▶ [PROBLEM TO WORK ON]:
Look through the data for the string "that". Copy every line where it is found.

### EXCERPTED DATA ###

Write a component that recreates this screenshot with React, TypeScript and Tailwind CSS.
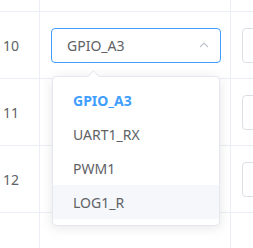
import React from "react";

const rows = ["10", "11", "12", ""];
const options = ["GPIO_A3", "UART1_RX", "PWM1", "LOG1_R"];

function Row({ n, first }: { n: string; first?: boolean }) {
  return (
    <div className="flex h-[67px] border-b border-[#ebeef5]">
      <div className="w-[40px] shrink-0 border-r border-[#ebeef5] flex items-center pl-[3px] text-[14px] text-[#606266]">
        {n}
      </div>
      <div className="w-[191px] shrink-0 border-r border-[#ebeef5] flex items-center pl-[11px]">
        {first && (
          <div className="w-[170px] h-[35px] rounded-[4px] border border-[#409eff] flex items-center justify-between pl-[15px] pr-[10px]">
            <span className="text-[14px] text-[#606266]">GPIO_A3</span>
            <svg width="12" height="12" viewBox="0 0 12 12" fill="none">
              <path d="M2 8 L6 4 L10 8" stroke="#c0c4cc" strokeWidth="1.2" />
            </svg>
          </div>
        )}
      </div>
      <div className="flex-1 flex items-center pl-[11px]">
        {n && <div className="w-[40px] h-[35px] rounded-[4px] border border-[#dcdfe6] bg-white" />}
      </div>
    </div>
  );
}

export default function App() {
  return (
    <div className="relative w-[253px] h-[248px] overflow-hidden bg-white" style={{ fontFamily: '"Noto Sans", "Liberation Sans", sans-serif' }}>
      <div className="flex h-[12px] border-b border-[#ebeef5]">
        <div className="w-[40px] border-r border-[#ebeef5]" />
        <div className="w-[191px] border-r border-[#ebeef5]" />
        <div className="flex-1" />
      </div>
      {rows.map((n, i) => (
        <Row key={i} n={n} first={i === 0} />
      ))}
      <div className="absolute left-[52px] top-[76px] w-[168px] bg-white rounded-[4px] border border-[#e4e7ed] shadow-[0_2px_12px_rgba(0,0,0,0.1)] py-[6px]">
        <div className="absolute -top-[5px] left-[36px] w-[9px] h-[9px] rotate-45 bg-white border-l border-t border-[#e4e7ed]" />
        {options.map((o, i) => (
          <div
            key={o}
            className={`h-[34px] flex items-center pl-[20px] text-[14px] ${
              i === 0 ? "text-[#409eff] font-bold" : "text-[#606266]"
            } ${i === 3 ? "bg-[#f5f7fa]" : ""}`}
          >
            {o}
          </div>
        ))}
      </div>
    </div>
  );
}
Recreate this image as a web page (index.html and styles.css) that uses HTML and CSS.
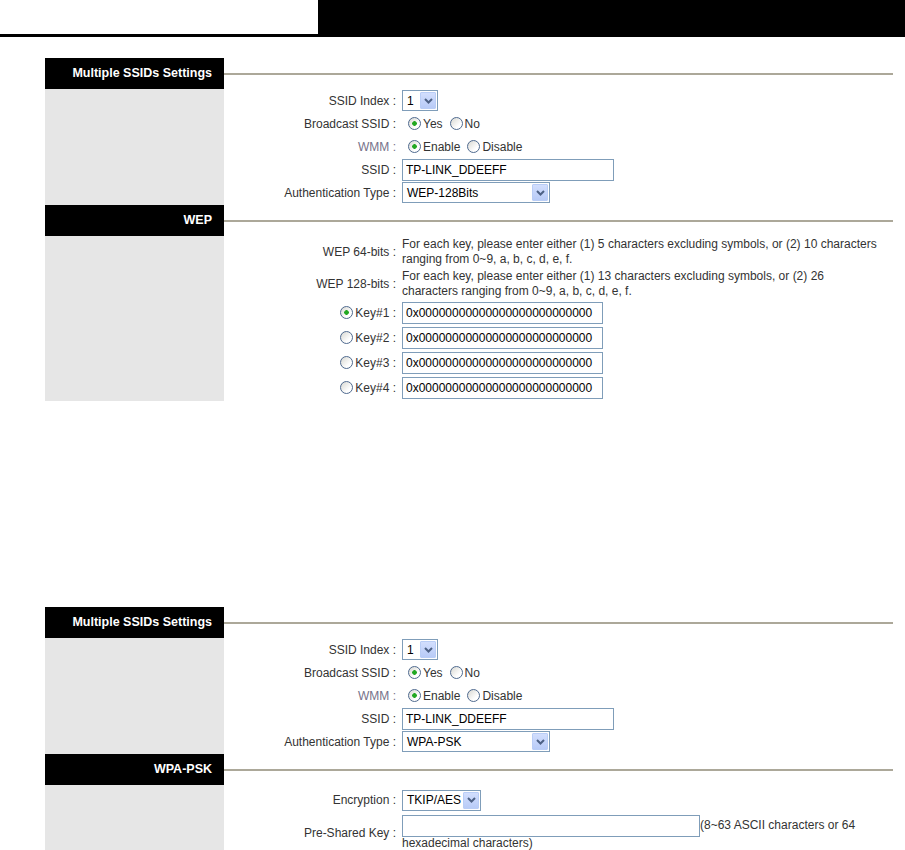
FILE: index.html
```html
<!DOCTYPE html>
<html lang="en">
<head>
  <meta charset="UTF-8">
  <meta name="viewport" content="width=device-width, initial-scale=1.0">
  <title>Multiple SSIDs Settings</title>
  <link rel="stylesheet" href="styles.css">
</head>
<body>

  <div class="topbar">
    <div class="topbar-left"></div>
    <div class="topbar-right"></div>
  </div>

  <!-- Multiple SSIDs with WEP -->
  <div class="panel">
    <div class="panel-head">Multiple SSIDs Settings</div>
    <div class="panel-rule"><span></span></div>
    <div class="panel-side"></div>
    <div class="panel-body">
      <div class="row">
        <label>SSID Index :</label>
        <div class="select sel-index"><span>1</span><i class="drop"><svg width="9" height="6" viewBox="0 0 9 6"><path d="M1 1 L4.5 4.5 L8 1" /></svg></i></div>
      </div>
      <div class="row">
        <label>Broadcast SSID :</label>
        <div class="choices">
          <input type="radio" class="radio" name="bc1" checked><span>Yes</span>
          <input type="radio" class="radio" name="bc1"><span>No</span>
        </div>
      </div>
      <div class="row">
        <label class="dim">WMM :</label>
        <div class="choices">
          <input type="radio" class="radio" name="wmm1" checked><span>Enable</span>
          <input type="radio" class="radio" name="wmm1"><span>Disable</span>
        </div>
      </div>
      <div class="row">
        <label>SSID :</label>
        <input type="text" class="text txt-ssid" value="TP-LINK_DDEEFF">
      </div>
      <div class="row">
        <label>Authentication Type :</label>
        <div class="select sel-auth"><span>WEP-128Bits</span><i class="drop"><svg width="9" height="6" viewBox="0 0 9 6"><path d="M1 1 L4.5 4.5 L8 1" /></svg></i></div>
      </div>
    </div>

    <div class="panel-head">WEP</div>
    <div class="panel-rule"><span></span></div>
    <div class="panel-side"></div>
    <div class="panel-body">
      <div class="row desc">
        <label>WEP 64-bits :</label>
        <div class="note">For each key, please enter either (1) 5 characters excluding symbols, or (2) 10 characters<br>ranging from 0~9, a, b, c, d, e, f.</div>
      </div>
      <div class="row desc">
        <label>WEP 128-bits :</label>
        <div class="note">For each key, please enter either (1) 13 characters excluding symbols, or (2) 26<br>characters ranging from 0~9, a, b, c, d, e, f.</div>
      </div>
      <div class="row key">
        <label><input type="radio" class="radio" name="key" checked>Key#1 :</label>
        <input type="text" class="text txt-key" value="0x00000000000000000000000000">
      </div>
      <div class="row key">
        <label><input type="radio" class="radio" name="key">Key#2 :</label>
        <input type="text" class="text txt-key" value="0x00000000000000000000000000">
      </div>
      <div class="row key">
        <label><input type="radio" class="radio" name="key">Key#3 :</label>
        <input type="text" class="text txt-key" value="0x00000000000000000000000000">
      </div>
      <div class="row key">
        <label><input type="radio" class="radio" name="key">Key#4 :</label>
        <input type="text" class="text txt-key" value="0x00000000000000000000000000">
      </div>
    </div>
  </div>

  <!-- Multiple SSIDs with WPA-PSK -->
  <div class="panel second">
    <div class="panel-head">Multiple SSIDs Settings</div>
    <div class="panel-rule"><span></span></div>
    <div class="panel-side"></div>
    <div class="panel-body">
      <div class="row">
        <label>SSID Index :</label>
        <div class="select sel-index"><span>1</span><i class="drop"><svg width="9" height="6" viewBox="0 0 9 6"><path d="M1 1 L4.5 4.5 L8 1" /></svg></i></div>
      </div>
      <div class="row">
        <label>Broadcast SSID :</label>
        <div class="choices">
          <input type="radio" class="radio" name="bc2" checked><span>Yes</span>
          <input type="radio" class="radio" name="bc2"><span>No</span>
        </div>
      </div>
      <div class="row">
        <label class="dim">WMM :</label>
        <div class="choices">
          <input type="radio" class="radio" name="wmm2" checked><span>Enable</span>
          <input type="radio" class="radio" name="wmm2"><span>Disable</span>
        </div>
      </div>
      <div class="row">
        <label>SSID :</label>
        <input type="text" class="text txt-ssid" value="TP-LINK_DDEEFF">
      </div>
      <div class="row">
        <label>Authentication Type :</label>
        <div class="select sel-auth"><span>WPA-PSK</span><i class="drop"><svg width="9" height="6" viewBox="0 0 9 6"><path d="M1 1 L4.5 4.5 L8 1" /></svg></i></div>
      </div>
    </div>

    <div class="panel-head">WPA-PSK</div>
    <div class="panel-rule"><span></span></div>
    <div class="panel-side"></div>
    <div class="panel-body">
      <div class="row enc">
        <label>Encryption :</label>
        <div class="select sel-enc"><span>TKIP/AES</span><i class="drop"><svg width="9" height="6" viewBox="0 0 9 6"><path d="M1 1 L4.5 4.5 L8 1" /></svg></i></div>
      </div>
      <div class="row psk">
        <label>Pre-Shared Key :</label>
        <div class="psk-field"><input type="text" class="text txt-psk" value="">(8~63 ASCII characters or 64 hexadecimal characters)</div>
      </div>
    </div>
  </div>

</body>
</html>
```

FILE: styles.css
```css
/* Page */
body {
  margin: 0;
  background-color: #ffffff;
  font-family: "Liberation Sans", Arial, sans-serif;
  font-size: 12px;
  color: #333333;
}

/* Top bar */
.topbar {
  display: flex;
  height: 37px;
}

.topbar-left {
  width: 318px;
  height: 34px;
  border-bottom: 3px solid #000000;
}

.topbar-right {
  flex: 1;
  background-color: #000000;
}

/* Settings panel */
.panel {
  display: grid;
  grid-template-columns: 179px 669px;
  margin: 21px 0 0 45px;
}

.panel.second {
  margin-top: 206px;
}

.panel-head {
  height: 31px;
  line-height: 31px;
  padding-right: 12px;
  background-color: #000000;
  color: #ffffff;
  font-weight: bold;
  font-size: 12.5px;
  text-align: right;
}

.panel-rule {
  display: flex;
  align-items: center;
}

.panel-rule span {
  width: 100%;
  height: 2px;
  background-color: #aca899;
}

.panel-side {
  background-color: #e6e6e6;
}

.panel-body {
  padding-bottom: 1px;
}

/* Form rows */
.row {
  display: grid;
  grid-template-columns: 172px 1fr;
  column-gap: 6px;
  align-items: center;
  height: 23px;
}

.row label {
  text-align: right;
  white-space: nowrap;
}

.row label.dim {
  color: #76728a;
}

.row.desc {
  height: auto;
  padding: 1px 0;
}

.note {
  line-height: 15px;
  white-space: nowrap;
}

.row.key {
  height: 25px;
}

.row.key label {
  display: flex;
  justify-content: flex-end;
  align-items: center;
}

.row.key .radio {
  margin: 0 2px 0 0;
}

.row.enc {
  height: 30px;
}

.row.psk {
  height: auto;
}

/* Radio buttons */
.choices {
  display: flex;
  align-items: center;
}

.radio {
  appearance: none;
  -webkit-appearance: none;
  width: 13px;
  height: 13px;
  margin: 0 2px 0 6px;
  border: 1px solid #4f6a8f;
  border-radius: 50%;
  background: linear-gradient(135deg, #d8d8d2, #ffffff 70%);
  box-sizing: border-box;
}

.radio:checked {
  background: radial-gradient(circle, #22a822 0, #22a822 2px, transparent 2.6px),
              linear-gradient(135deg, #d8d8d2, #ffffff 70%);
}

.choices span {
  margin-right: 1px;
}

/* Dropdowns */
.select {
  display: flex;
  align-items: center;
  justify-content: space-between;
  height: 21px;
  padding-left: 4px;
  border: 1px solid #7f9db9;
  background-color: #ffffff;
  color: #000000;
  box-sizing: border-box;
}

.drop {
  display: flex;
  align-items: center;
  justify-content: center;
  width: 16px;
  height: 17px;
  margin-right: 1px;
  border: 1px solid #b9cdf6;
  border-radius: 1px;
  background: linear-gradient(#d2defd, #b8cbf7);
  box-sizing: border-box;
}

.drop path {
  fill: none;
  stroke: #4d6185;
  stroke-width: 2;
}

.sel-index { width: 36px; }
.sel-auth { width: 148px; }
.sel-enc { width: 79px; }

/* Text boxes */
.text {
  height: 22px;
  padding: 0 3px;
  border: 1px solid #7f9db9;
  font-family: "Liberation Sans", Arial, sans-serif;
  font-size: 12px;
  color: #000000;
  box-sizing: border-box;
  outline: none;
}

.txt-ssid { width: 212px; }
.txt-key { width: 201px; }
.txt-psk {
  width: 298px;
  vertical-align: middle;
}

.psk-field {
  line-height: 13px;
}
```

###

▶ [ANSWER]:
Write a component that recreates this screenshot with React, TypeScript and Tailwind CSS.
Recreate this image as a web page (index.html and styles.css) that uses HTML and CSS.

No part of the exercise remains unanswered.